An important work we cite under Literary Criticism, Film Criticism, and Background. The war referred to in the (publisher's) title is World War II, and "America" = USA + Canada.

EoC deals with "agency panic": the fear that one is not an agent in the sense of "autonomous actor, choosing significant actions" but in the sense of "factor"—an agent of the will of persons or forces outside oneself (as with someone in S. Milgram's "agentic state." See Milgram's Obedience to Authority under Background); also note relevance for such classic take-over stories as R. A. Heinlein's The Puppet Masters (1951), with the motif mechanized in K. Vonnegut's The Sirens of Titan (1959) and William Cameron Menzies's INVADERS FROM MARS (1953).
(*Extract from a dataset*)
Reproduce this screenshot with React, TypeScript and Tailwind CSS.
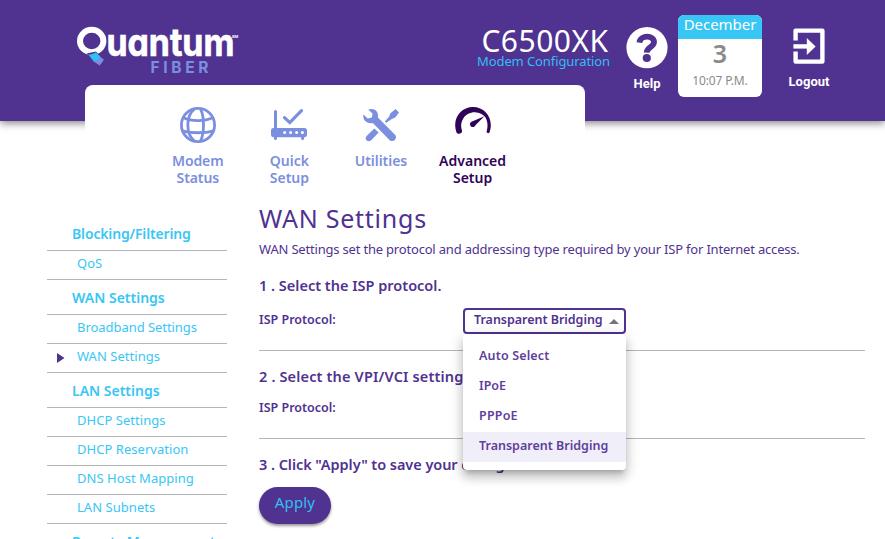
import { clsx } from 'clsx';

function Logo() {
  return (
    <svg width="166" height="52" viewBox="0 0 166 52" className="shrink-0">
      <ellipse cx="15.7" cy="15" rx="11.7" ry="11.2" fill="none" stroke="#fff" strokeWidth="6" />
      <path d="M10.5 27.5 L20 25.4 L27 33 L22.5 37.5 Z" fill="#503291" />
      <path d="M12.2 28.6 C15.4 28.6 18 27.6 19.8 26.2 L25 31.2 C23 33.6 20.6 35 17.8 35.6 Z" fill="#33bff3" />
      <path d="M17.4 35.2 C20.2 34.6 22.6 33.2 24.4 31 L27.8 33.6 C26.8 36 25.2 37.6 23.6 39.4 Z" fill="#7b8fe0" />
      <text
        x="30.4"
        y="30"
        textLength="128"
        lengthAdjust="spacingAndGlyphs"
        fill="#fff"
        stroke="#fff"
        strokeWidth="0.7"
        className="font-['Inter',sans-serif] text-[39px] font-bold [font-feature-settings:'cv11']"
      >
        uantum
      </text>
      <text x="156" y="12" fill="#fff" className="font-['Inter',sans-serif] text-[4px] font-bold">SM</text>
      <text x="74.4" y="47" fill="#7b8fe0" className="font-['Inter',sans-serif] text-[15.5px] font-bold tracking-[3.7px]">
        FIBER
      </text>
    </svg>
  );
}

function HelpIcon() {
  return (
    <svg width="42" height="42" viewBox="0 0 42 42">
      <circle cx="21" cy="20.6" r="20.6" fill="#fff" />
      <path d="M13.4 15.6 C14.4 7.6 28.2 8 28 15.2 C27.8 20.4 20.8 20 20.7 25.6" fill="none" stroke="#503291" strokeWidth="5.8" />
      <circle cx="20.8" cy="31" r="4.1" fill="#503291" />
    </svg>
  );
}

function LogoutIcon() {
  return (
    <svg width="32" height="36" viewBox="0 0 32 36" fill="none" stroke="#fff">
      <path d="M2.6 12.5 V2.6 H29.4 V33.6 H2.6 V23.5" strokeWidth="4.4" strokeLinejoin="round" />
      <path d="M0.4 18.4 H15" strokeWidth="4.4" />
      <path d="M13.8 10 L22.6 18.4 L13.8 27 Z" fill="#fff" stroke="none" />
    </svg>
  );
}

function GlobeIcon() {
  return (
    <svg width="36" height="36" viewBox="0 0 36 36" fill="none" stroke="currentColor" strokeWidth="2.8">
      <circle cx="18" cy="18" r="16.6" />
      <path d="M14.5 1.8 C5.6 9 5.6 27 14.5 34.2 M20.5 1.8 C24.5 10 24.5 26 20.5 34.2" />
      <path d="M3.6 10.8 C11 14.6 25 14.6 32.4 10.8 M2.2 23.8 C11 26.4 25 26.4 33.8 23.8" />
    </svg>
  );
}

function RouterIcon() {
  return (
    <svg width="36" height="36" viewBox="0 0 36 36" fill="none" stroke="currentColor">
      <rect x="0" y="21" width="36" height="9.2" rx="2.6" fill="currentColor" stroke="none" />
      <path d="M4.5 4.6 V24 M4.5 28 V31.6 M31.6 28 V31.6" strokeWidth="3" strokeLinecap="round" />
      <path d="M13.5 10.6 L18.8 15.6 L30.5 3.6" strokeWidth="3.2" strokeLinecap="round" />
      <g fill="#fff" stroke="none">
        <circle cx="13.6" cy="25.5" r="1.5" />
        <circle cx="19.6" cy="25.5" r="1.5" />
        <circle cx="25.6" cy="25.5" r="1.5" />
        <circle cx="31.4" cy="25.5" r="1.5" />
      </g>
    </svg>
  );
}

function ToolsIcon() {
  return (
    <svg width="36" height="36" viewBox="0 0 36 36" fill="currentColor">
      <path d="M5.2 2.6 C8.8 1.2 12.6 2.4 14.2 5.2 C15.2 7.2 15.2 8.8 14.9 10.6 L32.3 28 C34.6 31.6 30.6 35.8 27 33.4 L9.8 16 C4.6 17.2 -0.8 13.2 0.4 7.4 L4.7 11.5 L8.8 10.6 L9.6 6.8 Z" />
      <path d="M11.4 21.6 L15.6 25.6 L8.2 33.2 C5 36 0.8 32.2 3.6 29 Z" />
      <path d="M32.6 2 L36 5.4 L32.2 10.6 L28.8 12 L23.2 15.8 L21.8 14.6 L26.2 9.4 L27.2 6.6 Z" />
    </svg>
  );
}

function GaugeIcon() {
  return (
    <svg width="36" height="36" viewBox="0 0 36 36" fill="currentColor">
      <path d="M1.4 25.2 C-3.2 12 5.6 0 18 0 C30.4 0 39.2 12 34.6 25.2 C33.8 26.8 31.4 26.2 31.6 24.4 C33.4 18.4 32.4 13.4 30 9.8 L28.6 8.4 C21.6 3 12.4 5 8.4 11.2 C5.8 15.4 5.6 19.6 7 23.6 C7.4 27 2.8 27.8 1.4 25.2 Z" />
      <path d="M29.4 9.2 L20.6 18 C19.8 20.2 17.4 20.8 15.8 19.2 C14.2 17 15.4 14.6 17.6 14.2 Z" />
    </svg>
  );
}

const tabs = [
  { label: ['Modem', 'Status'], icon: <GlobeIcon />, tracking: 'tracking-[-0.1px]' },
  { label: ['Quick', 'Setup'], icon: <RouterIcon />, tracking: 'tracking-[-0.02px]' },
  { label: ['Utilities'], icon: <ToolsIcon />, tracking: 'tracking-[-0.05px]' },
  { label: ['Advanced', 'Setup'], icon: <GaugeIcon />, tracking: 'tracking-normal', active: true },
];

const sections = [
  { title: 'Blocking/Filtering', items: ['QoS'] },
  { title: 'WAN Settings', items: ['Broadband Settings', 'WAN Settings'] },
  { title: 'LAN Settings', items: ['DHCP Settings', 'DHCP Reservation', 'DNS Host Mapping', 'LAN Subnets'] },
  { title: 'Remote Management', items: [] },
];

const options = ['Auto Select', 'IPoE', 'PPPoE', 'Transparent Bridging'];

function Sidebar() {
  return (
    <nav className="w-[180px] shrink-0 pt-4 text-[#38c6f4]">
      {sections.map((s) => (
        <div key={s.title}>
          <div
            className={clsx(
              'flex h-[35px] items-center border-b border-[#b5b5b5] pt-px pl-[25px] text-[14px] font-semibold whitespace-nowrap',
              s.title === 'Blocking/Filtering' && 'tracking-[-0.15px]',
              s.title === 'Remote Management' && 'tracking-[-0.3px]',
            )}
          >
            {s.title}
          </div>
          {s.items.map((item) => (
            <div
              key={item}
              className={clsx(
                'flex h-[29px] items-center border-b border-[#b5b5b5] pb-[3px] text-[13px]',
                item === 'Broadband Settings' ? 'tracking-[-0.05px]' : 'tracking-[0.04px]',
              )}
            >
              <span className="flex w-[30px] shrink-0 justify-center pt-[3px]">
                {s.title === 'WAN Settings' && item === 'WAN Settings' && (
                  <svg width="8" height="10" viewBox="0 0 8 10" className="-ml-[3px]">
                    <path d="M0 0 L7.5 5 L0 10 Z" fill="#503291" />
                  </svg>
                )}
              </span>
              {item}
            </div>
          ))}
        </div>
      ))}
    </nav>
  );
}

function ProtocolSelect() {
  return (
    <div className="relative w-[163px] text-[12.5px] font-semibold">
      <div className="flex h-[26px] items-center justify-between rounded border-2 border-[#503291] pr-[5px] pb-px pl-[9px]">
        <span className="tracking-[-0.03px] whitespace-nowrap">Transparent Bridging</span>
        <svg width="10" height="5" viewBox="0 0 10 5" className="mt-px shrink-0">
          <path d="M0 5 L5 0 L10 5 Z" fill="#757575" />
        </svg>
      </div>
      <ul className="absolute top-[26px] left-0 z-10 w-full rounded bg-white py-2 shadow-[0_5px_5px_-3px_rgba(0,0,0,0.2),0_8px_10px_1px_rgba(0,0,0,0.14),0_3px_14px_2px_rgba(0,0,0,0.12)]">
        {options.map((o) => (
          <li
            key={o}
            className={clsx(
              'flex h-[30px] items-center pb-[2px] pl-4 whitespace-nowrap text-[#5f3f9c]',
              o === 'Transparent Bridging' && 'bg-[#f0eef8]',
              o === 'PPPoE' && 'tracking-[0.2px]',
              o === 'Auto Select' && 'tracking-[0.15px]',
            )}
          >
            {o}
          </li>
        ))}
      </ul>
    </div>
  );
}

export default function App() {
  return (
    <div className="h-[539px] w-[885px] overflow-hidden bg-white font-['Noto_Sans',sans-serif] text-[#503291]">
      <header className="flex h-[121px] items-start bg-[#503291] pl-[76px] text-white shadow-[0_2px_8px_rgba(0,0,0,0.5)]">
        <div className="pt-[26px]">
          <Logo />
        </div>
        <div className="ml-[234px] flex w-[135px] flex-col items-center pt-[27px]">
          <div className="pl-[3px] text-[30px] leading-7 tracking-[0.5px]">C6500XK</div>
          <div className="text-[13px] leading-3 tracking-[-0.1px] whitespace-nowrap text-[#33bff3]">Modem Configuration</div>
        </div>
        <div className="ml-[15px] flex w-[42px] flex-col items-center pt-[27px] font-['Roboto',sans-serif] text-[13px] font-bold">
          <HelpIcon />
          <div className="mt-[7px] leading-4">Help</div>
        </div>
        <div className="mt-[15px] ml-[10px] h-[82px] w-[84px] overflow-hidden rounded-md bg-white text-center">
          <div className="h-6 bg-[#38c6f4] text-[15px] leading-[19px] tracking-[-0.05px]">December</div>
          <div className="pt-[2px] text-[25px] leading-6 font-semibold text-[#8a8a8a]">3</div>
          <div className="mt-[6px] text-[12px] leading-5 tracking-[-0.15px] text-[#8a8a8a]">10:07 P.M.</div>
        </div>
        <div className="ml-[26px] flex w-[42px] flex-col items-center pt-[28px] font-['Roboto',sans-serif] text-[13px] font-bold">
          <LogoutIcon />
          <div className="mt-[10px] leading-4">Logout</div>
        </div>
      </header>

      <div className="relative -mt-9 ml-[85px] flex h-[115px] w-[500px] rounded-t-lg bg-white pt-[22px] pl-[67px]">
        {tabs.map((t) => (
          <div
            key={t.label[0]}
            className={clsx(
              'flex w-[91.6px] flex-col items-center text-center text-[14px] leading-[17px] font-semibold',
              t.tracking,
              t.active ? 'text-[#2e0358]' : 'text-[#7b8fe0]',
            )}
          >
            {t.icon}
            <div className="mt-[9px]">
              {t.label.map((l) => (
                <div key={l}>{l}</div>
              ))}
            </div>
          </div>
        ))}
      </div>

      <div className="flex pl-[47px]">
        <Sidebar />
        <main className="ml-8 w-[606px]">
          <h1 className="text-[25px] leading-[37px] tracking-[0.75px]">WAN Settings</h1>
          <p className="mt-[2px] text-[13px] leading-5 tracking-[-0.19px] whitespace-nowrap">
            WAN Settings set the protocol and addressing type required by your ISP for Internet access.
          </p>
          <section className="h-[92px] border-b border-[#b5b5b5] pt-4">
            <h2 className="text-[14.5px] leading-5 font-semibold">1 . Select the ISP protocol.</h2>
            <div className="mt-[13px] flex">
              <div className="w-[204px] text-[12.5px] leading-6 font-semibold">ISP Protocol:</div>
              <ProtocolSelect />
            </div>
          </section>
          <section className="h-[88px] border-b border-[#b5b5b5] pt-[15px]">
            <h2 className="text-[14.5px] leading-5 font-semibold tracking-[0.16px]">2 . Select the VPI/VCI settings.</h2>
            <div className="mt-[10px] text-[12.5px] leading-6 font-semibold">ISP Protocol:</div>
          </section>
          <section className="pt-[15px]">
            <h2 className="text-[14.5px] leading-5 font-semibold tracking-[-0.05px]">3 . Click "Apply" to save your changes.</h2>
            <button className="mt-[13px] h-[37px] w-[72px] rounded-full bg-[#503291] pb-[6px] text-[15px] tracking-[0.15px] text-[#33bff3] shadow-[0_2px_3px_rgba(0,0,0,0.4)]">
              Apply
            </button>
          </section>
        </main>
      </div>
    </div>
  );
}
See Empire of Conspiracy ch. 3 for surveillance and discussion of body and disembodiment in the work of Margaret Atwood and others. See also for William S. Burrough's Soft Machine, Ticket that Exploded, and some essays in The Adding Machine; Don DeLillo's Libra and White Noise; P. K. Dick's Do Androids Dream of Electric Sheep?; William Gibson's Neuromancer; Joseph Heller's Catch-22 and Something Happened; Ken Kesey's One Flew Over the Cuckoo's Nest; Thomas Pynchon's Gravity's Rainbow. EoC is very useful for imagery of containment within machines and systems, so see also for E. M. Forster's "The Machine Stops"—a pre-World War I British work TM does not discuss—and its literary and film progeny. See esp. "Epilogue" (185-202) for the Cyberpunks and, indirectly, the possibility of a straight-line connection from Foster's "Machine Stops" (§ III) to "the Mayan control machine" of W. Burrough's Soft Machine (SM 95) to the job of Case in Neuromancer (EoC 192).

Empire of Conspiracy can profitably be put into dialog with other works. For some, but not much, exculpation of K. Kesey et al. on TM's legitimate charge of misogyny in feminizing entrapping system, see theory of all things Other as feminine to a male Self, summarized in Linda Bamber's Comic Women, Tragic Men: A Study of Gender and Genre in Shakespeare (Stanford, CA: Stanford UP, 1982). For an epitomizing moment in an SF/Utopian work of some of TM's concerns, see K. Vonnegut's Player Piano, ch. 30, on Alfy Tucci: "Lasher smiled sadly. 'The great American individual […]. Thinks he's the embodiment of liberal thought throughout the ages. Stands on his own two feet, by God, alone and motionless. He'd make a good lamp post, if he'd weather better and didn't have to eat" (281-82). Also note Vonnegut's Paul Proteus in Player Piano on "The main business of humanity" as "to do a good job being human beings" and "not to serve as appendages to machines, institutions, and systems" (297; ch. 31).